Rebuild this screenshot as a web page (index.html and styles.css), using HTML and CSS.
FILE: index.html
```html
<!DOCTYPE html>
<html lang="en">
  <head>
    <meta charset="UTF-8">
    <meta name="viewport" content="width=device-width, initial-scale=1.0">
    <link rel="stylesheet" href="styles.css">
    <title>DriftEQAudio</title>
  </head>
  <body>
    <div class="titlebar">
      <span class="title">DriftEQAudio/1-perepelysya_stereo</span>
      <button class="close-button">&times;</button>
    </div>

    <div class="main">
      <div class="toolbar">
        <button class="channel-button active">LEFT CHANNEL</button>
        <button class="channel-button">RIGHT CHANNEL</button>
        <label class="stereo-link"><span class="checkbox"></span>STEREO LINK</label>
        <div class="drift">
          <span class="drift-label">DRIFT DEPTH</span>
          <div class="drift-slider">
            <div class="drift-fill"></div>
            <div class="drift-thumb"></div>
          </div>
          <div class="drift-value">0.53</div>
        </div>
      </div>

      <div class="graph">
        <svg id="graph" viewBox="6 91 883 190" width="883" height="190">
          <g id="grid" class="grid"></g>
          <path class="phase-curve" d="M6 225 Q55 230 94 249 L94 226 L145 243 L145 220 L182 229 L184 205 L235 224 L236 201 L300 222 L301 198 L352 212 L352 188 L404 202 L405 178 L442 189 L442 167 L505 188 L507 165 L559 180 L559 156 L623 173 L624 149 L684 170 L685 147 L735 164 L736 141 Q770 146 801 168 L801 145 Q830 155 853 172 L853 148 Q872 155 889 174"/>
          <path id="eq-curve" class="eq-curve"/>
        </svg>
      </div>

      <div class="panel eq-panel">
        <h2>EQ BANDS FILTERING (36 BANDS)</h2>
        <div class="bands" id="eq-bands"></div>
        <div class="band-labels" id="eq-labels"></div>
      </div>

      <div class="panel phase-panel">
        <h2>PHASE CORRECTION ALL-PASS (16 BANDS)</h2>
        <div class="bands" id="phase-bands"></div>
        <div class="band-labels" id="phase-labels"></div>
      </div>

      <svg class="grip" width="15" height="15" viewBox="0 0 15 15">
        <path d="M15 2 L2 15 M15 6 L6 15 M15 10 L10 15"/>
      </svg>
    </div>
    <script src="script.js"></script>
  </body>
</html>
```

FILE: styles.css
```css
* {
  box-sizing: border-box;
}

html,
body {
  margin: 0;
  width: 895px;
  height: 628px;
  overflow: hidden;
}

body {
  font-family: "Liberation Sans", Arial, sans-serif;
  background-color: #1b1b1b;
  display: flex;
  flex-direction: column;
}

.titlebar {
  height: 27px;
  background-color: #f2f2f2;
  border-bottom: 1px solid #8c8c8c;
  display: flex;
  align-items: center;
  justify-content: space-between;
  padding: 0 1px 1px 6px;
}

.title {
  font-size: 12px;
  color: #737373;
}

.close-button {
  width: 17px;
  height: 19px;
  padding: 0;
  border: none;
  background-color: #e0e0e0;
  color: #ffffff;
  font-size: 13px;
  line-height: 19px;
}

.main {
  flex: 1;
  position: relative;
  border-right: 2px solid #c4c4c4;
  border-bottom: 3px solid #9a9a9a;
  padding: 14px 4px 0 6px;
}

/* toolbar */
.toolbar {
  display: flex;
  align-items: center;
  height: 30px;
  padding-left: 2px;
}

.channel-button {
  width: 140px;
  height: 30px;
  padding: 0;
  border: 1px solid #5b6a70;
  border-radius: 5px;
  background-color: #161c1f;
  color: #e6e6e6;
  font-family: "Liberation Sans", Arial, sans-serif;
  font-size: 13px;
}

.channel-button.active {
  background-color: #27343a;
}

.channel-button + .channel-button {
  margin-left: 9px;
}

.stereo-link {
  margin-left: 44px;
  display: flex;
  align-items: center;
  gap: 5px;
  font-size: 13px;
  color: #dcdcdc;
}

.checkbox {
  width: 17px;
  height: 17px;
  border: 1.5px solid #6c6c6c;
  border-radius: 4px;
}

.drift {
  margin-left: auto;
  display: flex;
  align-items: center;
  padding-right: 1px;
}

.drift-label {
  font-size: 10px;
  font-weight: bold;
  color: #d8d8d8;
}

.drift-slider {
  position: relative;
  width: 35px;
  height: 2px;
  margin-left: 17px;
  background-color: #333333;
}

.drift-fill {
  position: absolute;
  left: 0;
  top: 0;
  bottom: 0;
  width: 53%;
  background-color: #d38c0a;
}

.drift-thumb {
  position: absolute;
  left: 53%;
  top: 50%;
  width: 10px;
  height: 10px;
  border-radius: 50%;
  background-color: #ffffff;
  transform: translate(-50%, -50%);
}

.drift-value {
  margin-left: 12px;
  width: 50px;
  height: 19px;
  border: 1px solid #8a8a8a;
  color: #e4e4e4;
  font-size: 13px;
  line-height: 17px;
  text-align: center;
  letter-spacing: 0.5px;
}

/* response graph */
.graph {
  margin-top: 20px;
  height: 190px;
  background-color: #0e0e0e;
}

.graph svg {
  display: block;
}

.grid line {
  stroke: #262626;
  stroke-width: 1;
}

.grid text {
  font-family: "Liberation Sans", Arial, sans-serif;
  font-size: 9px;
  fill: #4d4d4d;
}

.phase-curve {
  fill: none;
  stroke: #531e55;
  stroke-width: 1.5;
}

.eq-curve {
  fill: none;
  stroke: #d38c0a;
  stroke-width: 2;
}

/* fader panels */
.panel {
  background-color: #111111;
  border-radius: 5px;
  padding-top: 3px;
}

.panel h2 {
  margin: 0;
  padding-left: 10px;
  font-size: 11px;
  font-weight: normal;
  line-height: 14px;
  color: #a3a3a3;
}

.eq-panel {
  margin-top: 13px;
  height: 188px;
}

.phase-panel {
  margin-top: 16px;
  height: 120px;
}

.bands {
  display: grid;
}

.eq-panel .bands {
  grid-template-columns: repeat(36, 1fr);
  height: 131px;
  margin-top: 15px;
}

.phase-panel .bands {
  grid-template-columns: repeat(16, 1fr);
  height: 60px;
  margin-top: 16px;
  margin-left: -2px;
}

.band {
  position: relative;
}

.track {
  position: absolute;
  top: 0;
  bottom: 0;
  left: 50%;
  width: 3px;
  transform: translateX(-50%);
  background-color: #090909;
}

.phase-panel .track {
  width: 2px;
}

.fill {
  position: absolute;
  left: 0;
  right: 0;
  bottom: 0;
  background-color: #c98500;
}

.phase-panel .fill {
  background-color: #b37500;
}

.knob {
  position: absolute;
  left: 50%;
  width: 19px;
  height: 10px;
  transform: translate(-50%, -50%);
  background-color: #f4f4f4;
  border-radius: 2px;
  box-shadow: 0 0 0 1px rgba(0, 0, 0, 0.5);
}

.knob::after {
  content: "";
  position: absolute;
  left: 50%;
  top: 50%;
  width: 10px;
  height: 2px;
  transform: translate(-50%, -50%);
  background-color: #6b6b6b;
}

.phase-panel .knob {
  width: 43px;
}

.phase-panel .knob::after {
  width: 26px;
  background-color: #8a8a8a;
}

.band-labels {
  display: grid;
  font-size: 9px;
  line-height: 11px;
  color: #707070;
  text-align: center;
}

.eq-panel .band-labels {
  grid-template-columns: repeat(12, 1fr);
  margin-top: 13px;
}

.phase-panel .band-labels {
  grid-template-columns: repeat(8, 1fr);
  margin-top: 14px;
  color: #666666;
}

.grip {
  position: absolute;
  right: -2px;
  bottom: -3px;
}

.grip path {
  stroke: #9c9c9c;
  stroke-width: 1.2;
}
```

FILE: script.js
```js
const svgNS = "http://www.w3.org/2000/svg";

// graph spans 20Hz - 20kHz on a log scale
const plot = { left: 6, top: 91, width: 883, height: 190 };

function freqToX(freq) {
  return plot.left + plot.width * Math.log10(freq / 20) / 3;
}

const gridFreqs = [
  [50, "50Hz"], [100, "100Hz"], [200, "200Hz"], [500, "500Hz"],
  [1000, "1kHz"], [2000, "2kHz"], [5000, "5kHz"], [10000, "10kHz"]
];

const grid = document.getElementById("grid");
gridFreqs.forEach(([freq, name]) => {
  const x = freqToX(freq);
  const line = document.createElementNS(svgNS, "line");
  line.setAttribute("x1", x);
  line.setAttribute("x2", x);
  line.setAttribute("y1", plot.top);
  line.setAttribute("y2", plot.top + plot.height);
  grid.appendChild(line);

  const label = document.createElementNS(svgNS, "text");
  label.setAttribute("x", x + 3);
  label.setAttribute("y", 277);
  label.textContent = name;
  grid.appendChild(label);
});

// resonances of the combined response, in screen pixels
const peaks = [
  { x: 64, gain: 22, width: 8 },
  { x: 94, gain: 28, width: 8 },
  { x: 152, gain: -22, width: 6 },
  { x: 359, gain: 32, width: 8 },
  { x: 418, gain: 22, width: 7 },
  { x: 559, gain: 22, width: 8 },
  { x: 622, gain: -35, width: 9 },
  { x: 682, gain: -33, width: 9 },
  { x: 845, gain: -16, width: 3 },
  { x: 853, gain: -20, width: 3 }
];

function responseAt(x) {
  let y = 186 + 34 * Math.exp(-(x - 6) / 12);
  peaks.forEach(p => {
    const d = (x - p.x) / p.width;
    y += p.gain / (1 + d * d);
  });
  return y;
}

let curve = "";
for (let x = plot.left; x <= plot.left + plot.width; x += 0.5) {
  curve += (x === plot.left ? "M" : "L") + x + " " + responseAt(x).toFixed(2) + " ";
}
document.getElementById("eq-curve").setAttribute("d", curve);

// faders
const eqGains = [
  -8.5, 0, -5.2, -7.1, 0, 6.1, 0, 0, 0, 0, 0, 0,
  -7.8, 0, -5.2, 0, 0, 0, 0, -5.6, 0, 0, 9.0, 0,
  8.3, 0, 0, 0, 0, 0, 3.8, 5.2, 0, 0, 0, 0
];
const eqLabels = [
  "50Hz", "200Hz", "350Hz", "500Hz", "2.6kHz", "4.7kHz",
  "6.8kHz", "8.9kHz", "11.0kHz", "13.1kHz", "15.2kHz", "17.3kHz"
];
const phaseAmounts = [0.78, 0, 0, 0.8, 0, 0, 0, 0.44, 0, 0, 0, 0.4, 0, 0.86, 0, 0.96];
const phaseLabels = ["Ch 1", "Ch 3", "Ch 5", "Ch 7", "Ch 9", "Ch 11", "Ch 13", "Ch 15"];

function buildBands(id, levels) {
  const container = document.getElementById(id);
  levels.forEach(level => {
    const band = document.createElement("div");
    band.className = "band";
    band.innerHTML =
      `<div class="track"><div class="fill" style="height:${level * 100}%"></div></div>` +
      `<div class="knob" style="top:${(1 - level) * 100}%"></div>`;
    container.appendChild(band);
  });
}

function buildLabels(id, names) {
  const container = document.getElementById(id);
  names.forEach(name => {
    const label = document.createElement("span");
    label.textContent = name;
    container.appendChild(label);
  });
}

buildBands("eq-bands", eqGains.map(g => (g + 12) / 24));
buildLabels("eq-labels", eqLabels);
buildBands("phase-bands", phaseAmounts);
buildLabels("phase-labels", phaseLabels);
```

WHAT THE TASK ASKS: Only a number is expected here: the count of lines in the listing that hold the string "index".

EXPECTED OUTPUT: 2